Ask for a sample deliverable from a previous engagement. Not a redacted summary, an actual artifact. Look at whether the prioritization has documented reasoning or just a ranked list. Look at whether the architecture section exists at all.
Ask who specifically will be doing the user interviews. Not the firm, the person. Ask what their background is and how many interviews they will conduct. Five interviews is the floor for useful synthesis. Two interviews dressed up with secondary research is not user research.
Ask what the engagement does not include. A firm that cannot answer that question clearly has not scoped the work rigorously.
Ask what decisions you will be able to make at the end of the engagement that you cannot make today. If the answer is vague, the engagement probably produces artifacts rather than decisions.
Cameo Innovation Labs runs discovery as a decision-compression exercise.

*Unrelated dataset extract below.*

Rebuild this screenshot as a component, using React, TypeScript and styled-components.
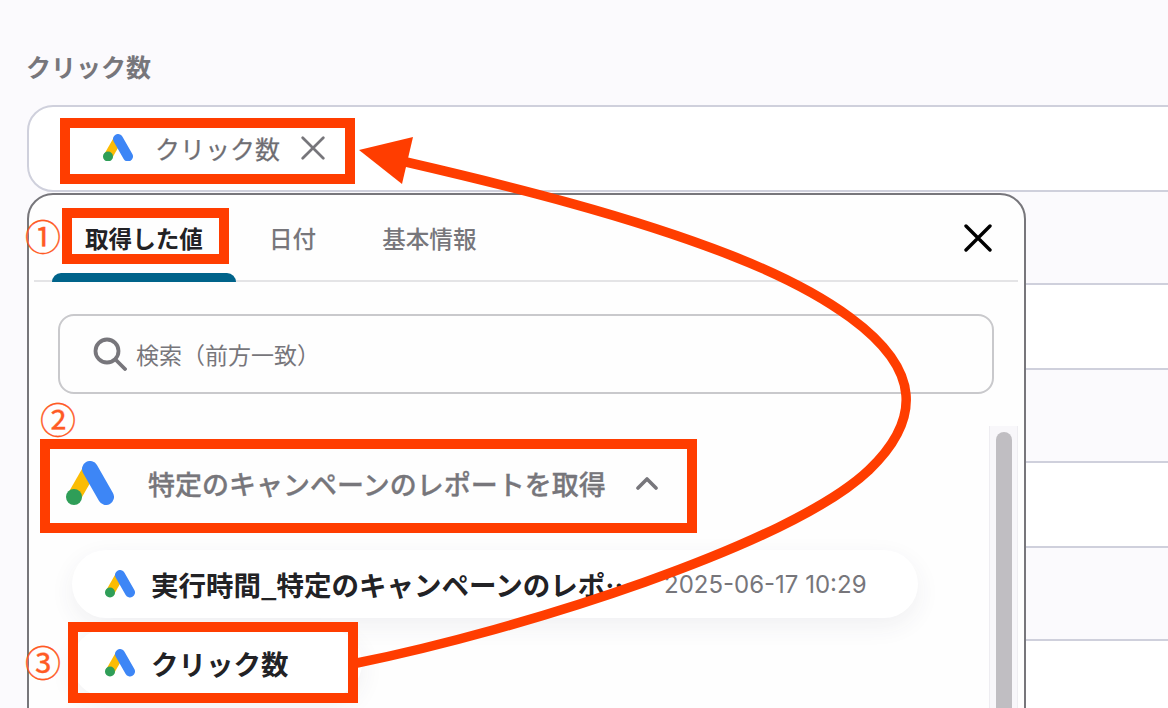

The output is not a deck. It is a set of answers to the questions that are blocking your build decision. The format is secondary. What matters is that you can act on it.
The founders who get the most from discovery are the ones who come in with specific questions they need answered, not a general desire to "validate their idea." If you can name the three decisions you are stuck on before discovery starts, a good engagement can resolve all three. If you cannot name them yet, that is actually where the engagement should begin.
Frequently asked questions
How long does a product discovery engagement typically take?
A thorough discovery engagement for a SaaS or AI product runs three to six weeks. Shorter engagements can work if the scope is tightly defined, but anything under two weeks usually produces a framework applied to your business rather than original research. The research and synthesis phases in particular cannot be meaningfully compressed without reducing the quality of the output.
What is the typical cost of a product discovery engagement in 2026?
For a full engagement that includes user research, technical architecture, and a build estimate, most founders should expect to spend between $15,000 and $40,000 depending on scope and the seniority of the team involved. Engagements priced under $10,000 are usually template-driven and skip the user research. The cost is almost always recovered if the discovery prevents one significant architectural mistake during build.
Can discovery be done alongside early development, or does it have to come first?
It depends on what you are building and what you already know. If you have strong signal from an existing user base and a clear problem definition, you can run discovery in parallel with early technical infrastructure work. If the core product concept is still unvalidated, building before discovery is finished tends to produce features that need to be redesigned once the research conclusions come in, which costs more than waiting.
What should I bring to a discovery engagement to make it productive?
The most useful inputs are a written problem statement, any existing user feedback or data you have collected, a short list of the assumptions you are least confident about, and access to three to five people who match your target user profile for interviews. You do not need polished materials. A discovery partner who requires everything to be formatted before they can start is probably more focused on process than outcomes.
How do I know if a discovery engagement actually delivered what it should?
The test is whether you can make decisions you could not make before. You should be able to answer: who is the primary user and what is the specific problem they have, what is in the MVP and why those features and not others, what architectural approach are we taking and what are the tradeoffs, and what will this cost to build under realistic assumptions. If you cannot answer all four of those after discovery ends, the engagement was incomplete.